I ballroom danced regularly until I was in my mid-20’s, and I loved it.
But then depression kicked in. It robbed me of all enjoyment of most things in my life, and smashed my self esteem into the ground. All of the shit I’d dealt with about my weight and my looks came bubbling to the surface with the depression, and I stopped dancing. I stopped believing I had the right to dance. Instead I believed that people would find my fat body hideous dancing.
Only once since then have I danced. I went to see a friend’s band play at a pub, and I saw this young cowboy guy trying desperately to dance properly with my friend, who was fantastic at shaking her booty, but couldn’t waltz or any other form of ballroom dancing. This guy was about 18, and he was desperately trying to guide her into a proper ballroom dance step, and she just wasn’t comfortable. I tapped her on the shoulder, stepped in to his arms, set my shoulders and we took the first step… and he burst into the biggest smile and said “Wow lady, you know what you’re doing!” We danced until they kicked us out of the pub.

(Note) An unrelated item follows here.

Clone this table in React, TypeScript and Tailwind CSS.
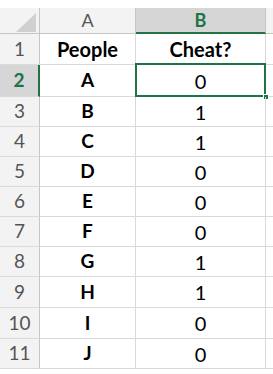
const ROWS: { n: number; name: string; cheat: number; h: number }[] = [
  { n: 2, name: "A", cheat: 0, h: 32 },
  { n: 3, name: "B", cheat: 1, h: 30 },
  { n: 4, name: "C", cheat: 1, h: 30 },
  { n: 5, name: "D", cheat: 0, h: 30 },
  { n: 6, name: "E", cheat: 0, h: 30 },
  { n: 7, name: "F", cheat: 0, h: 30 },
  { n: 8, name: "G", cheat: 1, h: 30 },
  { n: 9, name: "H", cheat: 1, h: 31 },
  { n: 10, name: "I", cheat: 0, h: 31 },
  { n: 11, name: "J", cheat: 0, h: 30 },
];

const font = "font-['Lato','Liberation_Sans',sans-serif]";

export default function App() {
  return (
    <div className={`h-[374px] w-[273px] overflow-hidden bg-white ${font}`}>
      <div className="h-[8px] bg-white" />

      {/* column headers */}
      <div className="flex h-[26px] bg-[#f3f3f3]">
        <div className="relative w-[40px] border-r border-b border-[#c6c6c6]">
          <svg className="absolute left-[16px] top-[5px]" width="20" height="19" viewBox="0 0 20 19">
            <polygon points="20,0 20,19 0,19" fill="#d0d0d0" />
          </svg>
        </div>
        <div className="flex w-[96px] items-center justify-center border-r border-b border-[#c6c6c6] text-[18px] text-[#555]">
          A
        </div>
        <div className="flex w-[130px] items-center justify-center border-r border-b-2 border-r-[#c6c6c6] border-b-[#217346] bg-[#d6d6d6] text-[18px] font-bold text-[#217346]">
          B
        </div>
        <div className="flex-1 border-b border-[#c6c6c6]" />
      </div>

      {/* row 1 */}
      <div className="flex h-[31px]">
        <div className="flex w-[40px] items-center justify-center border-r border-b border-r-[#c6c6c6] border-b-[#dadada] bg-[#f3f3f3] text-[19px] text-[#555]">
          1
        </div>
        <div className="flex w-[96px] items-center justify-center border-r border-b border-[#d9d9d9] text-[20px] font-bold text-black">
          People
        </div>
        <div className="flex w-[130px] items-center justify-center border-r border-b border-[#d9d9d9] text-[20px] font-bold text-black">
          Cheat?
        </div>
        <div className="flex-1 border-b border-[#d9d9d9]" />
      </div>

      {ROWS.map((r) => {
        const sel = r.n === 2;
        return (
          <div key={r.n} className="flex" style={{ height: r.h }}>
            <div
              className={
                sel
                  ? "flex w-[40px] items-center justify-center border-r-2 border-b border-r-[#217346] border-b-[#dadada] bg-[#d6d6d6] text-[19px] font-bold text-[#217346]"
                  : "flex w-[40px] items-center justify-center border-r border-b border-r-[#c6c6c6] border-b-[#dadada] bg-[#f3f3f3] text-[19px] text-[#555]"
              }
            >
              {r.n}
            </div>
            <div className="flex w-[96px] items-center justify-center border-r border-b border-[#d9d9d9] text-[19px] font-bold text-black">
              {r.name}
            </div>
            <div className="relative flex w-[130px] items-center justify-center border-r border-b border-[#d9d9d9] text-[20px] text-black">
              {r.cheat}
              {sel && (
                <>
                  <div className="absolute -left-[1px] -top-[2px] -right-[1px] -bottom-[1px] border-2 border-[#217346]" />
                  <div className="absolute -right-[4px] -bottom-[4px] h-[6px] w-[6px] border border-white bg-[#217346]" />
                </>
              )}
            </div>
            <div className="flex-1 border-b border-[#d9d9d9]" />
          </div>
        );
      })}
    </div>
  );
}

I want to start dancing again. But the problem is that there are so few male partners willing to dance (and yes, I prefer to dance with a male partner, because that’s the way I’ve learnt to dance – I don’t lead at all) and the dance groups in a big city like Brisbane are learner groups. So I end up going and teaching other women to dance. I don’t want to teach. I want to be lost in the waltz, swirling around a dance floor like I did when I was a little girl, being led by Mr Sykes or my Uncle Trev. I want to not have to think, to not have to focus on anything, just to let go and trust my partner to lead me into a beautiful dance.
There is a muscle memory to that. I’ve seen John Travolta in movies and on Oprah of all places, step up to dance with a woman in his arms… and he has it. I see that same pull into a leading stance, the lock up to his chest so his partner is not able to look at her (or his, in the case of William H Macy once) feet and off they go. I remember when he told the story of dancing with Princess Diana and having to pull her out of leading. I’d kill to dance with John Travolta. Or to have danced with Patrick Swayze, he had it too. Hugh Jackman has it. Ewan McGregor has it too. When I see these men dance on screen, my body knows how to fit and remembers the steps and the stances.
I’m putting it out to the universe that I want to dance again. I don’t know how or where or when it will happen, but I’m trusting that I will find my way to do so again somehow. I will not be ashamed of my fat body dancing. I will remember how good I am at it and let that shine through.